Look at Micah 5, they said. "But you O Bethlehem out of YOU shall come forth the one to rule Israel" Out of Bethlehem not Jerusalem. Out of the hope of peasants not great tall buildings or cities. Not the greatest city in Israel but a modest place. Bethlehem 9 miles south of Jerusalem. Jerusalem with it's pretensions Bethlehem with its modest promises.

And so Bruggeman suggests thanks to Herod's advice ironically those Magi ended up looking in the right place after all. They traveled 9 miles south. And they found the answer to ancient hopes. Just 9 miles off lay the savior child.

And so what do we learn from all this? That you can knock down the great buildings of a city but you can't destroy the modest promises of everyday peasants living lives in small towns like Bethlehem? Or, that we too, often look in the wrong place for the answers to life's persistent questions? Or that God is a God who is REVEALED. Not simply a God who gives rules to follow. But a God who changes us by our very seeking. A God who is continually revealed to the world. In places and through people who we don't expect. Or simply, that it really is difficult to follow a star?

Have you ever thought about how difficult it is to follow a star? Even a very bright one. Yonder star one star in a million. If we had looked up into that night sky 2000 years ago would that star have meant anything to us? Just a little point of light in the darkness. And yet three mysterious Magi followed.

When I started wondering what the LIGHT of Epiphany could possibly have to do with you and me and our lives I thought of the kind of days that I think we usually live. I wondered if our days could ever be described as GLEAMING ? Thomas Carlyle that Scottish writer HAS described life that way. "One life", writes Carlyle: "a little GLEAM of TIME between two eternities." Eternity behind us and in front of us and life this little gleam of time in between.

Traditionally we think of Epiphany as a celebration of LIGHT. The word "epiphany" means a manifestation of light in the darkness an in-breaking encounter with the Spirit. And we celebrate Epiphany 12 days after Christmas day with the arrival of the "Magi" who are said to have followed a STAR and been guided by IT'S LIGHT. And in this season of the year when the sunshine is at it's least in these dark months of winter it seems like a good thing to do anyway to celebrate LIGHT.

But there is MORE to it than that. And so to for John. John's Gospel does NOT begin with a description of Magi. John does not describe shepherds in a stall. John doesn't make any attempt to make Jesus' birth worldly. John doesn't explain it or try to get us to relate to it in an everyday way. Instead for the Gospel of John Jesus' birth is set in the context of the eternal.

"In the beginning was the Word", John writes. And John connects three things: Word. Life and Light. In the Word was Life and Life was the Light. And the Word or Light was Born. So we read in the Gospel of John. And maybe what this does is help us with the MEANING of Jesus' birth.

We understand the reality of how human births happen. And Matthew and Luke try to make some sense of that. But what does it mean to experience the birth of God ? And what does this darkness and light image have to do with us?
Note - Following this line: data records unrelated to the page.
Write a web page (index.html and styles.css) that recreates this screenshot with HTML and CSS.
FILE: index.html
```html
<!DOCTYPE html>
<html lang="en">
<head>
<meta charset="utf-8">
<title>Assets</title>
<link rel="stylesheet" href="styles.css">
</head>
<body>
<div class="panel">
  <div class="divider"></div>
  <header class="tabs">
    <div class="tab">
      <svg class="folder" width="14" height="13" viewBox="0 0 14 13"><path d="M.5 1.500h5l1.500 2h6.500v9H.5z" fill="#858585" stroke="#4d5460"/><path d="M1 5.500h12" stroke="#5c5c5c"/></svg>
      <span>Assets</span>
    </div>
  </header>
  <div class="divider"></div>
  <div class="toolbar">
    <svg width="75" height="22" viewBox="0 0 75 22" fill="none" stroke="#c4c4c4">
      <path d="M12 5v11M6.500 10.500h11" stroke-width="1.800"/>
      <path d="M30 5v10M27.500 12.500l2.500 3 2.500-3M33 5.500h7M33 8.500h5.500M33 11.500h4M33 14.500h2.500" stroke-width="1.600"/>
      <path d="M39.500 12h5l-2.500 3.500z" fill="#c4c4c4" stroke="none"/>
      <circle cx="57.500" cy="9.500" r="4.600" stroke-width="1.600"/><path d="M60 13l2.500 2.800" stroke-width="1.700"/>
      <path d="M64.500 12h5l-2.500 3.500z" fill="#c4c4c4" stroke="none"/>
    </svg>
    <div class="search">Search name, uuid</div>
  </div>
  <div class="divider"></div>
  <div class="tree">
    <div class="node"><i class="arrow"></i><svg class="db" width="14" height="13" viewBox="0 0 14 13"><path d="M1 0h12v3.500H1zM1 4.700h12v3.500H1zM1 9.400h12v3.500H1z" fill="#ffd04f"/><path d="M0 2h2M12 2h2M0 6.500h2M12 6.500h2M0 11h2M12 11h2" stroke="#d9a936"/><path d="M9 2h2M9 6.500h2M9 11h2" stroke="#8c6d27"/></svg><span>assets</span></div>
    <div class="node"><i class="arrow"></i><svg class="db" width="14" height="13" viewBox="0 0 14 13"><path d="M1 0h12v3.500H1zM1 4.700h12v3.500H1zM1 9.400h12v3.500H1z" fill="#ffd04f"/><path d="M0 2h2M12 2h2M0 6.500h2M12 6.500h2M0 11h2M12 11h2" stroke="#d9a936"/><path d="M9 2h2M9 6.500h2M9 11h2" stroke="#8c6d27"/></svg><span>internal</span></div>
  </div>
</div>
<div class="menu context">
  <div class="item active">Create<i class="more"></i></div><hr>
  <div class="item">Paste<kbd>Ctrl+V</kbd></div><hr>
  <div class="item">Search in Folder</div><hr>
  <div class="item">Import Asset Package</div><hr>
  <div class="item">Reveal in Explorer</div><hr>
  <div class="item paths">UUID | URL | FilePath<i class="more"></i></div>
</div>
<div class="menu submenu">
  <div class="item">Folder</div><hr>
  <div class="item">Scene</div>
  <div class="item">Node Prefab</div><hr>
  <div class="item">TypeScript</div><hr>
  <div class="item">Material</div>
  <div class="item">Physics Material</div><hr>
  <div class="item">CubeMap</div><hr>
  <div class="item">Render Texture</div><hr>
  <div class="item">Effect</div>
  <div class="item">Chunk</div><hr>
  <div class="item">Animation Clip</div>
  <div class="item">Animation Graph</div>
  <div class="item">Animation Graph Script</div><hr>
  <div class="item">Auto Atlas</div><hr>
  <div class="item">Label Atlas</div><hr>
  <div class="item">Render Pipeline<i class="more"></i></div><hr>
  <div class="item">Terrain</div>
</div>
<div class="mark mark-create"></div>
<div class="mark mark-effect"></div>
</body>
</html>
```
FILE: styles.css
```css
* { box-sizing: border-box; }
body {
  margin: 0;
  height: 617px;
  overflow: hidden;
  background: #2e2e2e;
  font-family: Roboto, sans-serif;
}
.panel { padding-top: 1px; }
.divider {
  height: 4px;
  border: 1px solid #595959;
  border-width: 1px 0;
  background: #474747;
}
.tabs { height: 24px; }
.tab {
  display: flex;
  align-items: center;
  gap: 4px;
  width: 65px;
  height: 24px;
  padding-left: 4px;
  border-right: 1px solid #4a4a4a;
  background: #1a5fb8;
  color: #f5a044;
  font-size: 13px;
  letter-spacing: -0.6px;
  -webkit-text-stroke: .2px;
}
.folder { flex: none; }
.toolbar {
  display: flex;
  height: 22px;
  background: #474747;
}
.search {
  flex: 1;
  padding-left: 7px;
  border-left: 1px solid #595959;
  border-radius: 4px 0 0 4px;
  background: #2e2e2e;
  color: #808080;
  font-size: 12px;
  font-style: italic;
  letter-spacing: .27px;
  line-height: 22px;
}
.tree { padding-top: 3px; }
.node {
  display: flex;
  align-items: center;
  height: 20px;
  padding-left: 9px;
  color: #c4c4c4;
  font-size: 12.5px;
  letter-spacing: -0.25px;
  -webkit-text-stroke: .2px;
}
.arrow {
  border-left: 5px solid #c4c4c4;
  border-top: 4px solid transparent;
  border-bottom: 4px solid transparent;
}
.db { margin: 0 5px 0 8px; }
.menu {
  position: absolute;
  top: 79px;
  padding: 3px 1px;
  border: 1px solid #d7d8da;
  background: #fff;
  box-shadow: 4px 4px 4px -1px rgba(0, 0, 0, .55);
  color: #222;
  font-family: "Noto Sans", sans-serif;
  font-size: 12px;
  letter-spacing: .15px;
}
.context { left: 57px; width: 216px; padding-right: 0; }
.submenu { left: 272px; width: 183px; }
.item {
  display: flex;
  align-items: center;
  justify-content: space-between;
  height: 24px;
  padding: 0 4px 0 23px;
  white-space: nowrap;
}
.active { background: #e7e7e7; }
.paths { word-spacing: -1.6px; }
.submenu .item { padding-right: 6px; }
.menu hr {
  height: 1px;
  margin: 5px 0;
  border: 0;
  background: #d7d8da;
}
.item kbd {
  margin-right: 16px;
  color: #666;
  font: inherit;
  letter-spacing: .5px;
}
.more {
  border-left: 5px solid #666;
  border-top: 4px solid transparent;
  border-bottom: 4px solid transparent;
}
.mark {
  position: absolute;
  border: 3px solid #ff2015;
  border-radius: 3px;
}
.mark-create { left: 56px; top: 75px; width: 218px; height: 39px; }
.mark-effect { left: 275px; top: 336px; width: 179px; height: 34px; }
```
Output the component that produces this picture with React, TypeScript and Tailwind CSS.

A seminary professor of mine named Tom Driver once told a story about his son that I have never forgotten. After bedtime prayers and a story Tom said goodnight. He walked toward the switch on the wall. Just as Tom reached the light switch, his son looked up from where he was tucked in and said:
"Ok daddy turn on the darkness". Turn on the darkness.

As I remember this story I wonder HOW this boy got himself ready. How do you get ready to say something like that? It's not how we usually picture children at bedtime. I remember my own experiences including a nightlight. I can describe the nightlight to you in detail. But I won't.
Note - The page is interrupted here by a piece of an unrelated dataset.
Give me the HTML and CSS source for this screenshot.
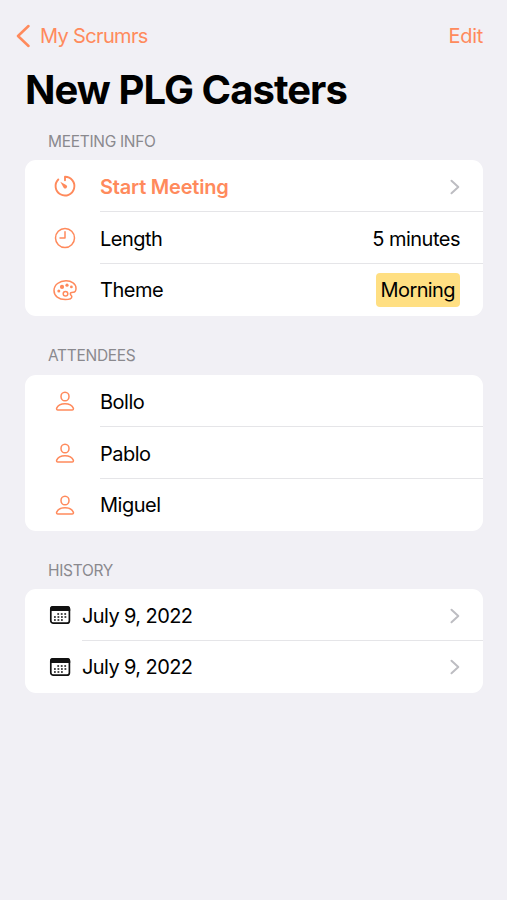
FILE: index.html
```
<!DOCTYPE html>
<html lang="en"><head><meta charset="utf-8"><title>New PLG Casters</title><link rel="stylesheet" href="styles.css"></head>
<body>
<svg class="defs" aria-hidden="true">
<symbol id="person" viewBox="0 0 24 24"><path d="M12 3.200c2.500 0 4 2 4 4.200s-1.500 4.400-4 4.400-4-2.200-4-4.400 1.500-4.200 4-4.200zM4.900 20.900h14.200c1.200 0 1.600-.8 1.200-1.800C19.400 17 16.500 14.800 12 14.800S4.600 17 3.700 19.100C3.300 20.100 3.700 20.900 4.900 20.900z"/></symbol>
<symbol id="calendar" viewBox="0 0 24 24"><rect x="2.800" y="3.800" width="18.600" height="16.400" rx="2.500" stroke-width="1.700"/><path d="M2 8V6a3 3 0 0 1 3-3h14.200a3 3 0 0 1 3 3v2z" fill="currentColor" stroke="none"/><path class="dots" d="M9.300 11h9.600M6 14h12.900M6 17h9.500"/></symbol>
<symbol id="chevron" viewBox="0 0 10 16"><path d="M1.500 1.700 8.300 8l-6.800 6.300"/></symbol>
</svg>
<nav class="nav"><a class="back"><svg class="back-icon" viewBox="0 0 14 24"><path d="M12.500 2 2 12l10.500 10"/></svg><span>My Scrumrs</span></a><a>Edit</a></nav>
<main>
<h1>New PLG Casters</h1>
<h2>MEETING INFO</h2>
<section class="card">
<div class="row accent"><svg class="icon" viewBox="0 0 24 24"><path d="M12 6.200V2.700A9.400 9.400 0 1 1 5.300 5.500" stroke-width="1.900"/><path d="m7.300 7.700 6.200 3.500a1.900 1.900 0 1 1-2.700 2.700z" fill="currentColor" stroke="none"/></svg><div class="cell"><b>Start Meeting</b><svg class="chevron"><use href="#chevron"/></svg></div></div>
<div class="row"><svg class="icon" viewBox="0 0 24 24"><circle cx="12" cy="12" r="9.500"/><path d="M12 5.700V12H7"/></svg><div class="cell"><span>Length</span><span>5 minutes</span></div></div>
<div class="row"><svg class="icon" viewBox="0 0 24 24"><path d="M13 2.800C6.500 2.800 1 6.800 1 12.500s4.800 9 11.300 9c4 0 6.500-1.200 6.500-2.800 0-1.400-1.500-1.600-1.500-3 0-1.500 1.300-1.500 3-1.500 1.700 0 2.700-1.500 2.700-4 0-4.400-4.500-7.400-10-7.400z"/><circle cx="12.500" cy="15.800" r="2.300"/><g fill="currentColor" stroke="none"><circle cx="5.800" cy="13" r="1.500"/><circle cx="9" cy="8.900" r="2.100"/><circle cx="14" cy="7.200" r="1.600"/><circle cx="18.400" cy="8.900" r="1.400"/></g></svg><div class="cell"><span>Theme</span><span class="badge">Morning</span></div></div>
</section>
<h2>ATTENDEES</h2>
<section class="card">
<div class="row"><svg class="icon"><use href="#person"/></svg><div class="cell">Bollo</div></div>
<div class="row"><svg class="icon"><use href="#person"/></svg><div class="cell">Pablo</div></div>
<div class="row"><svg class="icon"><use href="#person"/></svg><div class="cell">Miguel</div></div>
</section>
<h2>HISTORY</h2>
<section class="card history">
<div class="row"><svg class="icon"><use href="#calendar"/></svg><div class="cell"><span>July 9, 2022</span><svg class="chevron"><use href="#chevron"/></svg></div></div>
<div class="row"><svg class="icon"><use href="#calendar"/></svg><div class="cell"><span>July 9, 2022</span><svg class="chevron"><use href="#chevron"/></svg></div></div>
</section>
</main></body></html>
```
FILE: styles.css
```
*{box-sizing:border-box}
body{margin:0;height:900px;background:#f1f0f5;font:20px/24px Inter,sans-serif;letter-spacing:-.45px;color:#000}
svg{fill:none;stroke:currentColor;stroke-width:1.5;stroke-linecap:round;stroke-linejoin:round;flex:none}
.defs{display:none}
.nav{height:64px;padding:24px 24px 0 16px;display:flex;justify-content:space-between;color:#ff8a5c;letter-spacing:-.3px}
.nav span{letter-spacing:-.65px}
.back{display:flex;gap:10px}
.back-icon{width:14px;height:24px;stroke-width:2.5}
main{padding:0 24px 0 25px}
h1{margin:2px 0 0;font-size:40px;line-height:48px;letter-spacing:-.95px}
h2{margin:0 0 0 23px;font-size:15.500px;line-height:20px;font-weight:400;letter-spacing:-.3px;color:#8a898e;padding:18px 0 0;height:46px}
h2:not(:first-of-type){height:59px;padding-top:30px}
h2:last-of-type{height:58px}
.card{background:#fff;border-radius:11px;overflow:hidden}
.row{display:flex;height:52px;align-items:center;padding-left:28px}
.icon{width:24px;height:24px;color:#ff8a5c}
.cell{flex:1;margin-left:23px;height:52px;display:flex;align-items:center;justify-content:space-between;padding:2px 23px 0 0;letter-spacing:-.5px}
.row:not(:last-child) .cell{border-bottom:1px solid #e5e5e8}
.row:last-child .cell{padding-top:0}
.accent b{color:#ff8a5c;font-weight:600;letter-spacing:-.2px}
.chevron{width:10px;height:16px;color:#bdbdc2;stroke-width:2}
.badge{background:#ffdf82;border-radius:4px;padding:5px;height:34px;letter-spacing:-.6px}
.history .row{padding-left:23px}
.history .icon{color:#111}
.history .cell{margin-left:10px;letter-spacing:-.6px}
.dots{stroke-width:1.5;stroke-linecap:butt;stroke-dasharray:1.8 1.7}
```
The story is told of another child who yelled into the night for his mother. "Mommy I'm scared!". His mother groggily responded into the darkness, "Don't be afraid I'm right across the hall" The child called back, "I'm still scared". So his mother went across the hall, and said at the doorway, "Don't be afraid, God is with you all the time, and God loves you". And the little voice responded, "But mommy I want someone with SKIN!"
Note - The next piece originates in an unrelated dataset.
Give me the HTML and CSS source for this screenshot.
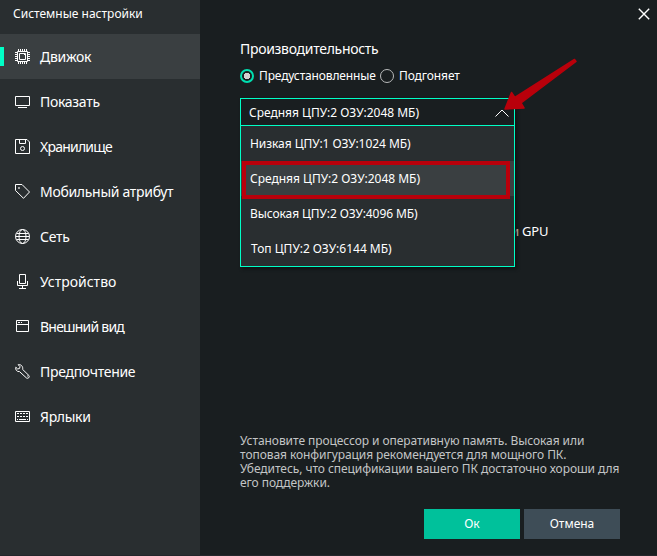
FILE: index.html
```html
<!DOCTYPE html>
<html lang="ru">
<head>
<meta charset="utf-8">
<title>Системные настройки</title>
<link rel="stylesheet" href="styles.css">
</head>
<body>
<div class="window">
  <aside class="sidebar">
    <h1 class="title">Системные настройки</h1>
    <nav class="nav">
      <a class="item active"><svg class="icon" viewBox="0 0 15 15"><path d="M2.500 2.500h10v10h-10zM4.500 4.500h6v6h-6z"/><path d="M3.500 0v2M5.500 0v2M7.500 0v2M9.500 0v2M11.500 0v2M3.500 13v2M5.500 13v2M7.500 13v2M9.500 13v2M11.500 13v2M0 3.500h2M0 5.500h2M0 7.500h2M0 9.500h2M0 11.500h2M13 3.500h2M13 5.500h2M13 7.500h2M13 9.500h2M13 11.500h2M9 5.500h1"/></svg><span>Движок</span></a>
      <a class="item"><svg class="icon" viewBox="0 0 15 15"><path d="M.5 2.500h14v9H.5zM3 13.500h9"/></svg><span>Показать</span></a>
      <a class="item tight"><svg class="icon" viewBox="0 0 15 15"><path d="M.5.5h11.500l2.500 2.500v11.500H.5zM4.500.5v4h6v-4"/><circle cx="7.500" cy="9.500" r="2"/></svg><span>Хранилище</span></a>
      <a class="item"><svg class="icon" viewBox="0 0 15 15"><path d="M.5.5h6.500l7.500 7.500-6 6.300L.5 6.500z"/><circle cx="4" cy="4" r=".5"/></svg><span>Мобильный атрибут</span></a>
      <a class="item"><svg class="icon" viewBox="0 0 15 15"><circle cx="7.500" cy="7.500" r="7"/><ellipse cx="7.500" cy="7.500" rx="3.500" ry="7"/><path d="M1.500 4.500h12M.5 7.500h14M1.500 10.500h12"/></svg><span>Сеть</span></a>
      <a class="item wide"><svg class="icon" viewBox="0 0 15 15"><path d="M4.500.5h6v9h-6zM2.500 7v4.500h10V7M7.500 11.500v3M4 14.500h7"/></svg><span>Устройство</span></a>
      <a class="item tight"><svg class="icon" viewBox="0 0 15 15"><path d="M1.500 1.500h12v11h-12zM1.500 5.500h12M3 3.500h2M6 3.500h1"/></svg><span>Внешний вид</span></a>
      <a class="item"><svg class="icon" viewBox="0 0 15 15"><path d="M3.200.7 5 2.700 4.600 4.400 2.700 5 .8 3.200C.1 5.500 1.800 8 4.500 7.600L11.500 14C13 15 15 13.300 14 11.600L7.600 5.400C8.300 2.500 6 .1 3.200.7z"/><path d="M12 12h.8"/></svg><span>Предпочтение</span></a>
      <a class="item"><svg class="icon" viewBox="0 0 15 15"><path d="M.5 2.500h14v10H.5z"/><path d="M2 4.500h11M2 7.500h11" stroke-dasharray="2 1"/><path d="M2 10.500h1M4 10.500h7M12 10.500h1"/></svg><span>Ярлыки</span></a>
    </nav>
  </aside>
  <main class="content">
    <h2 class="heading">Производительность</h2>
    <div class="radios">
      <i class="radio on"></i><span class="preset">Предустановленные</span><i class="radio"></i><span class="custom">Подгоняет</span>
    </div>
    <div class="select">
      <div class="value"><span>Средняя ЦПУ:2 ОЗУ:2048 МБ)</span>
        <svg class="chevron" viewBox="0 0 14 8"><path d="M.5 7.500 7 1l6.500 6.500"/></svg></div>
      <div class="option">Низкая ЦПУ:1 ОЗУ:1024 МБ)</div>
      <div class="option selected">Средняя ЦПУ:2 ОЗУ:2048 МБ)<i class="mark"></i></div>
      <div class="option">Высокая ЦПУ:2 ОЗУ:4096 МБ)</div>
      <div class="option top">Топ ЦПУ:2 ОЗУ:6144 МБ)</div>
      <span class="gpu">и GPU</span>
    </div>
    <p class="note">Установите процессор и оперативную память. Высокая или<br>топовая конфигурация рекомендуется для мощного ПК.<br>Убедитесь, что спецификации вашего ПК достаточно хороши для<br>его поддержки.</p>
    <div class="buttons"><button class="ok">Ок</button><button class="cancel">Отмена</button></div>
    <svg class="close" viewBox="0 0 12 12"><path d="m.8.8 10.400 10.400M11.200.8.8 11.200"/></svg>
    <svg class="arrow" viewBox="0 0 80 60"><path d="m5 54 6.500-16.500 3.300 5L74.500 4.500l1.500 2L21 48l3 5z"/></svg>
  </main>
</div>
</body>
</html>
```

FILE: styles.css
```css
* { box-sizing: border-box; }
body { margin: 0; background: #191e20; color: #fff; font: 12px/14px "Noto Sans", sans-serif; }
.window { position: relative; display: flex; width: 657px; height: 556px; border-bottom: 1px solid #24262b; }
.sidebar { flex: none; width: 200px; background: #292e30; }
.title { height: 34px; margin: 0; padding: 6px 0 0 13px; font-size: 12px; font-weight: 400; line-height: 15px; }
.item { display: flex; align-items: center; height: 45px; padding-left: 15px; gap: 10px; font-size: 14px; line-height: 20px; letter-spacing: -.3px; white-space: nowrap; }
.tight { letter-spacing: -.78px; }
.wide { letter-spacing: 0; }
.active { background: linear-gradient(#00ffc6, #00ffc6) 0 13px / 4px 19px no-repeat #3a3f41; }
.icon { width: 15px; height: 15px; flex: none; }
svg { fill: none; stroke: #fff; stroke-width: 1; }
.content { display: flex; flex-direction: column; flex: 1; min-width: 0; padding: 39px 36px 16px 40px; }
.heading { margin: 0; font-size: 14px; line-height: 20px; font-weight: 400; letter-spacing: -.3px; }
.radios { display: flex; align-items: center; height: 14px; margin-top: 10px; font-size: 12px; white-space: nowrap; }
.radio { flex: none; width: 14px; height: 14px; border: 1.500px solid #b8babb; border-radius: 50%; }
.radio.on { border: 2px solid #00dfb0; background: radial-gradient(circle, #d0d0d0 0 3px, transparent 3.500px); }
.preset { width: 121px; margin-left: 5px; letter-spacing: -.15px; }
.custom { margin-left: 5px; letter-spacing: -.1px; }
.select { position: relative; width: 275px; height: 169px; margin-top: 15px; border: 1px solid #00ffc6; background: #292e30; box-shadow: 2px 2px 3px #101314; }
.value { display: flex; align-items: center; justify-content: space-between; height: 27px; padding: 1px 5px 0 8px; border-bottom: 1px solid #00ffc6; background: #191e20; }
.chevron { width: 14px; height: 8px; }
.option { position: relative; height: 35px; padding-left: 9px; line-height: 35px; white-space: nowrap; }
.option:nth-child(2) { letter-spacing: -.06px; }
.option:nth-child(4) { letter-spacing: -.08px; }
.selected { background: #3a3f41; }
.top { padding-left: 10px; }
.mark { position: absolute; left: 1px; top: 0; width: 268px; height: 38px; border: 4px solid #b9000b; }
.gpu { position: absolute; z-index: -1; left: 270px; top: 123px; font-size: 13px; line-height: 18px; letter-spacing: -.2px; white-space: nowrap; }
.note { margin: auto 0 0; color: #c3c5c6; letter-spacing: -.07px; white-space: nowrap; }
.buttons { display: flex; gap: 4px; margin: 19px 0 0 184px; }
button { flex: none; width: 96px; height: 30px; padding: 0; border: 0; background: #3e4d57; color: #fff; font: inherit; }
.ok { background: #00c19b; }
.close { position: absolute; left: 638px; top: 8px; width: 12px; height: 12px; stroke-width: 1.400; }
.arrow { position: absolute; left: 500px; top: 55px; width: 80px; height: 60px; fill: #b9000b; stroke: #b9000b; stroke-width: 1.500; stroke-linejoin: round; }
```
Indeed it is difficult to hug a light. And yet John's Gospel makes this connection for us between Jesus' beginnings and birth and light. And for centuries there had been these expectations written in the prophet Isaiah, "Arise shine for your light has come." Isaiah talks about a light to the nations and a light to the world.

But what does a light have to do with love?

How do you hug a light?

And can anyone really understand how to follow a star? Can we bring these things together at the start of a new year as we gather together around the table of grace and forgiveness and hope? That is our challenge this morning. A challenge I will leave to your hearts. A challenge I won't try to explain and tie up neatly for you as if I had the answer. Great and conclusive preacher that I'd like to be.

Instead let us come with these reflections and wonderings to the mystery of the sacrament. Let us open our hearts to God's spirit at work in us. Let us open ourselves to God at work in these stars which will be handed out. The star is for you to follow not for me to explain. Let us open ourselves to the questions. Let us open ourselves to hope. Let us open ourselves to the darkness. Confident, however haltingly, nevertheless confident of the light. Light which will not be overcome.